Natural sites such as the lakes, mountains, and caves are plentiful across the Tibetan Plateau. Long before the introduction of Buddhism in Tibet, the mountains and lakes were regarded as territorial gods, and many mountains and lakes have kept this sacred status. Nordun visits a few of those lakes on her way to Lhasa with Lake Nam Tso, the heavenly lake being one of the most famous lakes. This sacred lake incorporates five small islands. In the past, at the end of winter, pilgrims would walk across the frozen lake to one of these islands with food and supplies, and spend the summer there meditating, unable to return until Lake Nam Tso froze again the following winter.
By going on pilgrimage, Tibet Buddhist accumulate merit and blessings, and hope for purification of non-beneficial karma collected in their past. The pilgrims perform several rituals such as circumambulation of the sacred sites, prostrations along the way and at the sites, chanting of prayers and mantras while walking, and stacking stones at the slopes and shores of sites. These rituals, like mantra chanting and stacking stones, are also engrained in the daily lives of the Tibetan people. I’ve witnessed my family members and villagers—young and old—mumble their mantras while washing, cooking, and harvesting, and many times they would quickly but meticulously stack a few stones as we walked the mountain paths, or crossed a meandering stream.
The Tibetan Buddhists believe that the rituals and pilgrimages not only add merit to their personal karma but also are beneficial to the entire community and beyond—to all sentient beings. And it doesn’t matter to them whether they pray and perform rituals together, or as an individual, in a temple, at a holy lake or in the privacy of their home, the benefits are always for all humankind.

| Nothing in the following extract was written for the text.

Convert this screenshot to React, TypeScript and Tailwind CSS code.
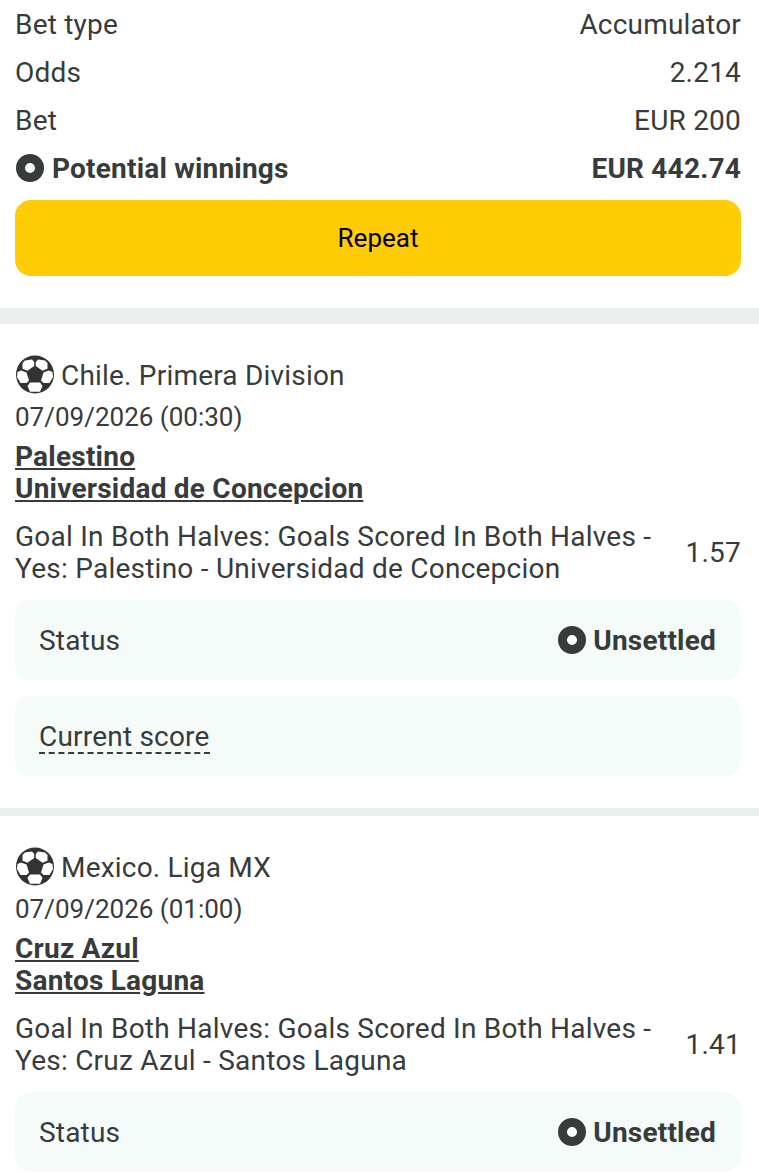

So a pilgrimage it had to be for the sequel. After all, tracking across mountains, circling holy lakes, and accumulating merit for all, it is the perfect journey for Nordun to complete her transition from nun to lay woman, and an exciting, thought-provoking trip for you, the reader, to experience the magic and mystery of Tibet and its capital Lhasa, Land of the Gods, which unfortunately are out of reach to visit in person at the moment.
The Nordun’s Way series is set in the time of the Mongol Empire and its Qa’ans. If you would like to know more about this historical setting and how I came to this choice (which I’ve explained in the author’s notes of The Horse Master’s Daughter), please visit my website www.elleslohuis.com
As a historian, I always want to do justice to the times and the people inhabiting the times. Also, for A Pilgrim’s Heart, I did extensive desk research and consulted experts in the field. Besides desk research, I also wanted to do
in-depth field research. It was my big wish to go to Lhasa myself, but due to visa restrictions it was—and still to date is—not possible for me to travel the road Nordun took to Lhasa. Fortunately, I spent three magical months in Kham with my Tibetan in-laws and their friends who have travelled the roads to Lhasa through the mountains and shared their many tales and anecdotes with me.
I always come across amazing artifacts, places and people doing desk- and field research, like the beads Nordun gave to Karma after their visit to ancient ruins. Visit my website to see how I’ve placed these facts in the Nordun’s Way series, and get your copy of the beautiful hand-drawn map of Nordun’s travels that I’ve commissioned here.
Not much is known about the exact villages/settlements and their names in Tibet at that time. Therefore, I have taken the liberty of incorporating some of the villages/cities that exist in Tibet at the present time.
This brings me to a last note on facts and fiction—transliteration. For readability purposes, I’ve used the (phonetic) Romanized transcription whenever Tibetan terms, personal names, or place names are mentioned, and I’ve transcribed the Chinese terms, personal names, and place names in pinyin.